[Dataset entries]
Start

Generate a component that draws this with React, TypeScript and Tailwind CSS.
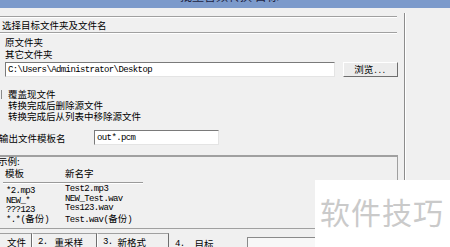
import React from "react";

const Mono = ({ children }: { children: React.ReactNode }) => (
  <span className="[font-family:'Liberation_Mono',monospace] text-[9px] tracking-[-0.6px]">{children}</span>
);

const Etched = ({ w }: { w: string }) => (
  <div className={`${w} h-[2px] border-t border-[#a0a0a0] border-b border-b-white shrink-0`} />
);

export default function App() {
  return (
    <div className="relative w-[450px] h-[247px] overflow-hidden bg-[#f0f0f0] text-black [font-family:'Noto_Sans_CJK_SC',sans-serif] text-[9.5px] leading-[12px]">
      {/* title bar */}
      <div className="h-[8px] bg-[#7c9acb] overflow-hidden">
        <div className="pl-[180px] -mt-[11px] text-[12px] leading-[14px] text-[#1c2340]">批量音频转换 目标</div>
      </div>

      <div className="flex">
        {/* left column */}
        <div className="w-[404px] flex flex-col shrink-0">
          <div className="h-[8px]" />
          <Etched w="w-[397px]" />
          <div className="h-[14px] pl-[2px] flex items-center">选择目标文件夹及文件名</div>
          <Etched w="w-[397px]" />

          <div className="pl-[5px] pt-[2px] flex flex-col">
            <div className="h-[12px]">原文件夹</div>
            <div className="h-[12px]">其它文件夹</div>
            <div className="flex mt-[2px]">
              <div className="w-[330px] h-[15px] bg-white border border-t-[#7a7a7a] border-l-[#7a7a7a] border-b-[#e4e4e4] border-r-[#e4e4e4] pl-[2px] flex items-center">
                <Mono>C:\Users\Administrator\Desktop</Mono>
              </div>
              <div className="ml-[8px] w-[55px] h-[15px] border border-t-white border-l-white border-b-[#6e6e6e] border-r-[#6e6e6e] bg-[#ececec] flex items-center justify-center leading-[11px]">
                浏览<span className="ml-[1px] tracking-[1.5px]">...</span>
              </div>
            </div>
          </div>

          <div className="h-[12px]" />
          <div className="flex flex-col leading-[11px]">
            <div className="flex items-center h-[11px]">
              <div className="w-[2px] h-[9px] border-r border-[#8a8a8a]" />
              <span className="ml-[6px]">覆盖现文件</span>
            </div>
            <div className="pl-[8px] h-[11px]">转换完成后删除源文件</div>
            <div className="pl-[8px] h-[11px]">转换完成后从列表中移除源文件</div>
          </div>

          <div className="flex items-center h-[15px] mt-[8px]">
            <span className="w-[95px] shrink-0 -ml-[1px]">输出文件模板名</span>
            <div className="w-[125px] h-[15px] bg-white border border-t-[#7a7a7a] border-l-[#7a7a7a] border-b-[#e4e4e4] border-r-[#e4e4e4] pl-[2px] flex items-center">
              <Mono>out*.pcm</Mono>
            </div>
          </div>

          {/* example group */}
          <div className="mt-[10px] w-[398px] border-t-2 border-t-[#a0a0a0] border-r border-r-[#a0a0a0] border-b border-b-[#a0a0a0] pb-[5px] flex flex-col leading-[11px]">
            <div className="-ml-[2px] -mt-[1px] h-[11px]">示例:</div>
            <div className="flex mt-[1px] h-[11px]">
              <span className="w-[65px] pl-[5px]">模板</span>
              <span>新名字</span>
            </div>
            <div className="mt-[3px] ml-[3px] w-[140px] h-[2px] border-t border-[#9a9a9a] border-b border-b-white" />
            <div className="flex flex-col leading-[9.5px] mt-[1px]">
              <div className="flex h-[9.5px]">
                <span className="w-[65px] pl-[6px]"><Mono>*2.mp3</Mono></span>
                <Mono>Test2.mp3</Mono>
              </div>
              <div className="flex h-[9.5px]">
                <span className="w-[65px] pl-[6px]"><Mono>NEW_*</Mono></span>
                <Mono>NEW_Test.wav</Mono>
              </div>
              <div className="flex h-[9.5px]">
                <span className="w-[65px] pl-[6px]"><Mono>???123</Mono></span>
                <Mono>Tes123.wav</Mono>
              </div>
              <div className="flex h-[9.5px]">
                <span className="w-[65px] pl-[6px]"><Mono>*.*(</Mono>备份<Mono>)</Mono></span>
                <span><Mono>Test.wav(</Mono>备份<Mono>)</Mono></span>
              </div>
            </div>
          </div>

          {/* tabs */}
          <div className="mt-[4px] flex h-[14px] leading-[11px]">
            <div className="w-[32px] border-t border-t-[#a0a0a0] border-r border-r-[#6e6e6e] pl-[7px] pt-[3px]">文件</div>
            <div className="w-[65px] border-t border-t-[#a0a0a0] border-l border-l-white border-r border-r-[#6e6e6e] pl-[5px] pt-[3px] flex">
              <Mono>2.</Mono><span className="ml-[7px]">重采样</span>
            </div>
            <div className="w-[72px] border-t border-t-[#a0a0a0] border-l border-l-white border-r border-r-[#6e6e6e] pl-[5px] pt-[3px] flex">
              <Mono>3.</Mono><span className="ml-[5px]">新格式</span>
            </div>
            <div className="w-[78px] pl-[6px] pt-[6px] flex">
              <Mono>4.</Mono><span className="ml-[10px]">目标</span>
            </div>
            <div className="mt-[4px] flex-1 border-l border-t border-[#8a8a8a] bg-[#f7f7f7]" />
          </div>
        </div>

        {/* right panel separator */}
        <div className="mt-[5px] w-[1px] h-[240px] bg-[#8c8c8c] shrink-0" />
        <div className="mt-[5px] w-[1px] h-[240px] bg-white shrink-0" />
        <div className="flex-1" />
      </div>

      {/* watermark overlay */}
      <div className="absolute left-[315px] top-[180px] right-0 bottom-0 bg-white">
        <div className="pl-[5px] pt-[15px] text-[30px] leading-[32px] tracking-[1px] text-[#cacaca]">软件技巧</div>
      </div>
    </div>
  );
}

End
Start

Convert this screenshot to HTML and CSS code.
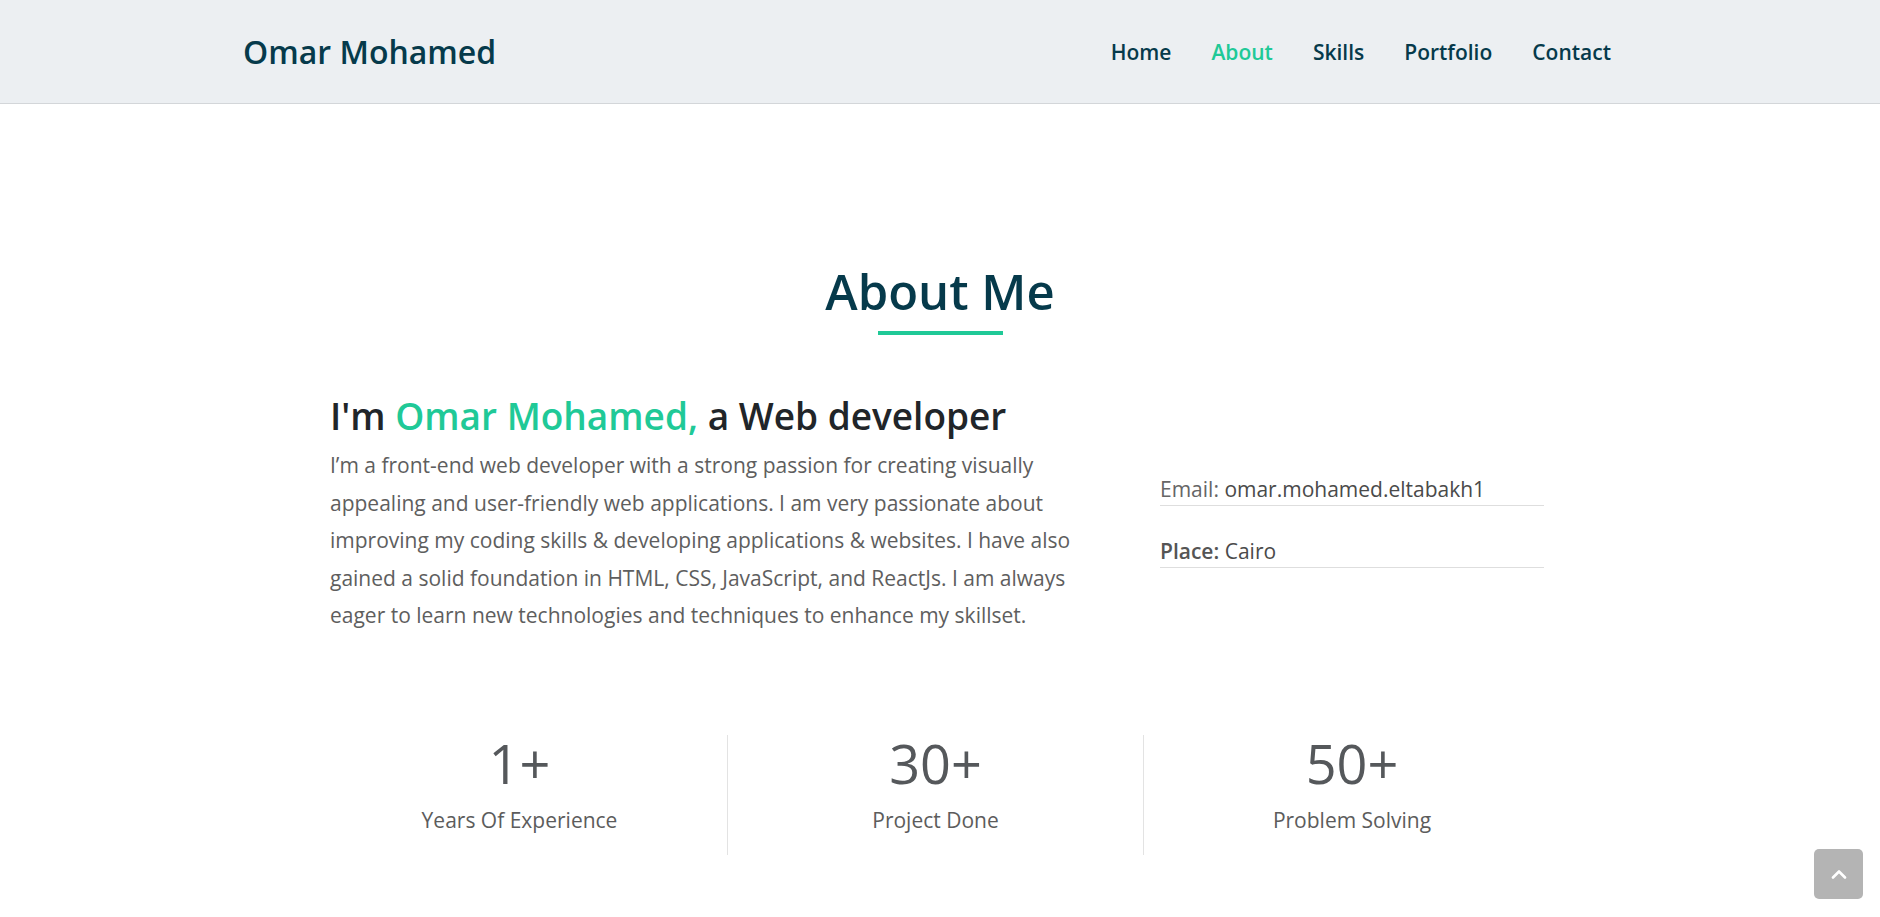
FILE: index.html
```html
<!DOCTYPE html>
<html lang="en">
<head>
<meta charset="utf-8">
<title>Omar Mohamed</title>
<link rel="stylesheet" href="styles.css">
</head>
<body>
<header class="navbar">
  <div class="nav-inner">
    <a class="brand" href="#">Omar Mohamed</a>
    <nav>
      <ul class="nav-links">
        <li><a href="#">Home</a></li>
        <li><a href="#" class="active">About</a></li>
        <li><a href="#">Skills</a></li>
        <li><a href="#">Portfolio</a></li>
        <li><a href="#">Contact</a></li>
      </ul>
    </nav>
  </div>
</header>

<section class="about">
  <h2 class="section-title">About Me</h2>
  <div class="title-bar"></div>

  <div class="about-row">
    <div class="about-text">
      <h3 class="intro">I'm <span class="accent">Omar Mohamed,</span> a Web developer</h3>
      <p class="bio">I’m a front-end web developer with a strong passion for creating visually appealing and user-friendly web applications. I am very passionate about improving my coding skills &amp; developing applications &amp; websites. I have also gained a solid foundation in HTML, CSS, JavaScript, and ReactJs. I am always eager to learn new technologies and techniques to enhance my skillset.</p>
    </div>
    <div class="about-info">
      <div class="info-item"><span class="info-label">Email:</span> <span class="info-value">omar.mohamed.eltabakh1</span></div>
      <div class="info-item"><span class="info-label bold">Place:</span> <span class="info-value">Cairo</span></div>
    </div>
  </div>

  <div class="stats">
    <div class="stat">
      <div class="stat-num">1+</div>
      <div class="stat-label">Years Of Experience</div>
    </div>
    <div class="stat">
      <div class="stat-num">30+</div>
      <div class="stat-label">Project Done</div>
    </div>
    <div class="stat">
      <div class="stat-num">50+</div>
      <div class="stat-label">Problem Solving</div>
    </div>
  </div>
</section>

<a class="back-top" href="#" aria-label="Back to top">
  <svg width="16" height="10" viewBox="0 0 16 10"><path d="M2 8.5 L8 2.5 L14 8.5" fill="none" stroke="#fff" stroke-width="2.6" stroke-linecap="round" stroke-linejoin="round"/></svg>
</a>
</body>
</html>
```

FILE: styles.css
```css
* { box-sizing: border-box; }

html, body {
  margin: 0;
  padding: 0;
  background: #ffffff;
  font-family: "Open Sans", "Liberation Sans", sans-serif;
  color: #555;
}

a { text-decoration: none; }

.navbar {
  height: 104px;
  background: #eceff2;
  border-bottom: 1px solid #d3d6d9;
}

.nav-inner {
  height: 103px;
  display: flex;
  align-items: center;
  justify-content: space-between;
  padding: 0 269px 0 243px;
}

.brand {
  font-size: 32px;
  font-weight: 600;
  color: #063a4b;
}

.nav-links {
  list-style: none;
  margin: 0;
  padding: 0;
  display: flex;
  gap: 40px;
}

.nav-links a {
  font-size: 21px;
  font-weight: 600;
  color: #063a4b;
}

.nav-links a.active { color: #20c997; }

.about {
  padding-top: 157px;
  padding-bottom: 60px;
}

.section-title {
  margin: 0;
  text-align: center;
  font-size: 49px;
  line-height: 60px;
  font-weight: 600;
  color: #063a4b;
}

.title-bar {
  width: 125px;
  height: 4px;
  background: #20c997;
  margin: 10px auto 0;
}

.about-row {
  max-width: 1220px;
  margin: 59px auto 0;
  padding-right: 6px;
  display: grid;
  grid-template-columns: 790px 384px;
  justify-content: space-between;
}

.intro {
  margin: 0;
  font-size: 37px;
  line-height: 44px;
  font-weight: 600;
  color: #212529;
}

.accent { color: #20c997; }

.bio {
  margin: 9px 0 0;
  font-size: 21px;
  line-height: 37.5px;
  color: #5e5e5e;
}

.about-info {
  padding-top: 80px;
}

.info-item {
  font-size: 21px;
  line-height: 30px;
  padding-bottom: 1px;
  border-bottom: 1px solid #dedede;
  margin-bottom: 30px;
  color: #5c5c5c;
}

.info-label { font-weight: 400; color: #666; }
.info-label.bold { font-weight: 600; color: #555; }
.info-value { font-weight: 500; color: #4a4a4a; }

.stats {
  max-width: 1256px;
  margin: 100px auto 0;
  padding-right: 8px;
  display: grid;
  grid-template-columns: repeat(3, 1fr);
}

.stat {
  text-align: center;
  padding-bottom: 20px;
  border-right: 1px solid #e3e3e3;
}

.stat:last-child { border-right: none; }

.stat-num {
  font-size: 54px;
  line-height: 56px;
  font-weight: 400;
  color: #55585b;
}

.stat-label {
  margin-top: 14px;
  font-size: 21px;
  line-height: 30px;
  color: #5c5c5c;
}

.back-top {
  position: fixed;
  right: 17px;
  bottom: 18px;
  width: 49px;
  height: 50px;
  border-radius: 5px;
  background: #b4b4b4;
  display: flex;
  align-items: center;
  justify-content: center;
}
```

End
Start

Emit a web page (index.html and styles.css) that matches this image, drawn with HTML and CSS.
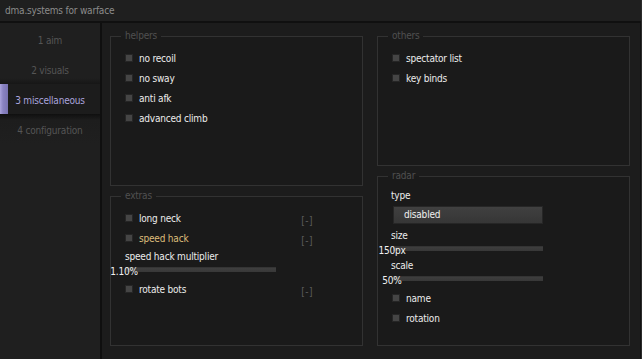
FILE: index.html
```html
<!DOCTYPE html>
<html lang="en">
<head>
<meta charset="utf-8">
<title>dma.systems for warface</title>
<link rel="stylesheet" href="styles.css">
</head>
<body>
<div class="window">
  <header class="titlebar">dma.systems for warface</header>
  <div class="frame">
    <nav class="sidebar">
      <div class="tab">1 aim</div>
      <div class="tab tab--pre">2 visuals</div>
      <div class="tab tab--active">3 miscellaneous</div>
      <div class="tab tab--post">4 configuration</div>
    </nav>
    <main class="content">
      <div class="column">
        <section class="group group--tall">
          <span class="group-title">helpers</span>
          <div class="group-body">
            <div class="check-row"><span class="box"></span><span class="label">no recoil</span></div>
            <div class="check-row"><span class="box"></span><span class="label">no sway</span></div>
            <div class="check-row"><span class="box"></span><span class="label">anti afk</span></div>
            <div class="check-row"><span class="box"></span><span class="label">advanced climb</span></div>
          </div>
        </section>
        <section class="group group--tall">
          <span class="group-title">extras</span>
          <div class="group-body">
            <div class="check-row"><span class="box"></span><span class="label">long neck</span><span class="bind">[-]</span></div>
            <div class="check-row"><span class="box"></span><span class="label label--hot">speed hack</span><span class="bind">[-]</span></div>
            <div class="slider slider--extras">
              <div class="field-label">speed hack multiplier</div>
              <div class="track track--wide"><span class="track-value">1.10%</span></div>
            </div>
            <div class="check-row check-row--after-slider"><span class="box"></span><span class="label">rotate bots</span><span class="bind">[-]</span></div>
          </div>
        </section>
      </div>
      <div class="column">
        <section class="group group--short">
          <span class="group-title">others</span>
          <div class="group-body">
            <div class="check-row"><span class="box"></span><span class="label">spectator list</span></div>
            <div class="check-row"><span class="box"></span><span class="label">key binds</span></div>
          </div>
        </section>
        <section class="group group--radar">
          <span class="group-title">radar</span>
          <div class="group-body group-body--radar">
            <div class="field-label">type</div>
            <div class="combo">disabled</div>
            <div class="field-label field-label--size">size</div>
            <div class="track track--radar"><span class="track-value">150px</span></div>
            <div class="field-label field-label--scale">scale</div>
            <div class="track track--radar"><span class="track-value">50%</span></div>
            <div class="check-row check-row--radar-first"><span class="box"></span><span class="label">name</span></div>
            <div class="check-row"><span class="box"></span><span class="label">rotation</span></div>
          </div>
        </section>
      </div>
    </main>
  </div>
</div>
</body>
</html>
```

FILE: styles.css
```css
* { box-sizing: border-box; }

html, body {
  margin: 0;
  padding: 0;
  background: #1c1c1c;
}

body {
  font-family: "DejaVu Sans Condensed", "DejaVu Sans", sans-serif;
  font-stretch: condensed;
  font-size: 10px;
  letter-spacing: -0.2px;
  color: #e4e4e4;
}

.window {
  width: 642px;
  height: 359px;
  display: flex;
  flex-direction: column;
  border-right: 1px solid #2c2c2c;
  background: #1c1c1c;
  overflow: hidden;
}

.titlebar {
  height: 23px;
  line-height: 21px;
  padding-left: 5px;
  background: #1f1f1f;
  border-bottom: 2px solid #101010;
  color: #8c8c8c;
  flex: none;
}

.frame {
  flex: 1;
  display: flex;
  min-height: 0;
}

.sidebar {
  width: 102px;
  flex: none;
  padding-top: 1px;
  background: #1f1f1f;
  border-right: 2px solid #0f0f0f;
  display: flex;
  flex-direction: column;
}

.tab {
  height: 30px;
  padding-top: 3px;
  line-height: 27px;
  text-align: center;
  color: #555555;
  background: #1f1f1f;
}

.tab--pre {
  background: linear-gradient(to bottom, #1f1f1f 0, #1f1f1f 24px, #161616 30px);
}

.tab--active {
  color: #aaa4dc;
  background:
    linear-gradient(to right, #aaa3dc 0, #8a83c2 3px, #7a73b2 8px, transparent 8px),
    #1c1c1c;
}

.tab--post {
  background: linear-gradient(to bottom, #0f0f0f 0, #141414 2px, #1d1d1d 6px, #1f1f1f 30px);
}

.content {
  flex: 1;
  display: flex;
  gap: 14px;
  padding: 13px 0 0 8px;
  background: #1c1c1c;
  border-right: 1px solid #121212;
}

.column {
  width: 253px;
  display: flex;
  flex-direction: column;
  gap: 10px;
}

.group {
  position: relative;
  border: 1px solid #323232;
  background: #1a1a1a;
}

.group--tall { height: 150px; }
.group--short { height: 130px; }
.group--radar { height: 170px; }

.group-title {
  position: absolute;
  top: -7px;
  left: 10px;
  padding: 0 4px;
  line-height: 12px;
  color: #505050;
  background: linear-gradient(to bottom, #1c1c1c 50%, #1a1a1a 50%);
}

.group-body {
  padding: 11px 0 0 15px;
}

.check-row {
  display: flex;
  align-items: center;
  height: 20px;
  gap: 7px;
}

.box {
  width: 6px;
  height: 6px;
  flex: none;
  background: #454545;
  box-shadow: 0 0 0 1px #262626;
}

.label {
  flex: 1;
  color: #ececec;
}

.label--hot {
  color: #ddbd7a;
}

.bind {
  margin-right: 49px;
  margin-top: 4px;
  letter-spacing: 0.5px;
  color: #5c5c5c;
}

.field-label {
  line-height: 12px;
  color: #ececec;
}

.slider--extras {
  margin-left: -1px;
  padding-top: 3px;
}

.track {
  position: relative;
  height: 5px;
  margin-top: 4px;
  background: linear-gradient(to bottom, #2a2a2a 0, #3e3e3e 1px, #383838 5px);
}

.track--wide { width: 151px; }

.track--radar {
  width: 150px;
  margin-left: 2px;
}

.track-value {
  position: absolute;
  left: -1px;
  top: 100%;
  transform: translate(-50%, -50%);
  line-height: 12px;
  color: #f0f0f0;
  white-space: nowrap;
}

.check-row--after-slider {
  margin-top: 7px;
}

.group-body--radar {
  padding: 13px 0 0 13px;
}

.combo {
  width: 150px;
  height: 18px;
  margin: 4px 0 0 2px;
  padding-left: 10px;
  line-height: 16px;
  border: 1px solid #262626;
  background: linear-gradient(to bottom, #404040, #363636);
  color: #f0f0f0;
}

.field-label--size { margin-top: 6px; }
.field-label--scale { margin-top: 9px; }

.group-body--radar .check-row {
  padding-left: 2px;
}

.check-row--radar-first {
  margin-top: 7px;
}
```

End

— Direction —
Gather up, from the records above, each line where the word "with" appears.

— Response to this exercise —
Generate a component that draws this with React, TypeScript and Tailwind CSS.
      <p class="bio">I’m a front-end web developer with a strong passion for creating visually appealing and user-friendly web applications. I am very passionate about improving my coding skills &amp; developing applications &amp; websites. I have also gained a solid foundation in HTML, CSS, JavaScript, and ReactJs. I am always eager to learn new technologies and techniques to enhance my skillset.</p>
Emit a web page (index.html and styles.css) that matches this image, drawn with HTML and CSS.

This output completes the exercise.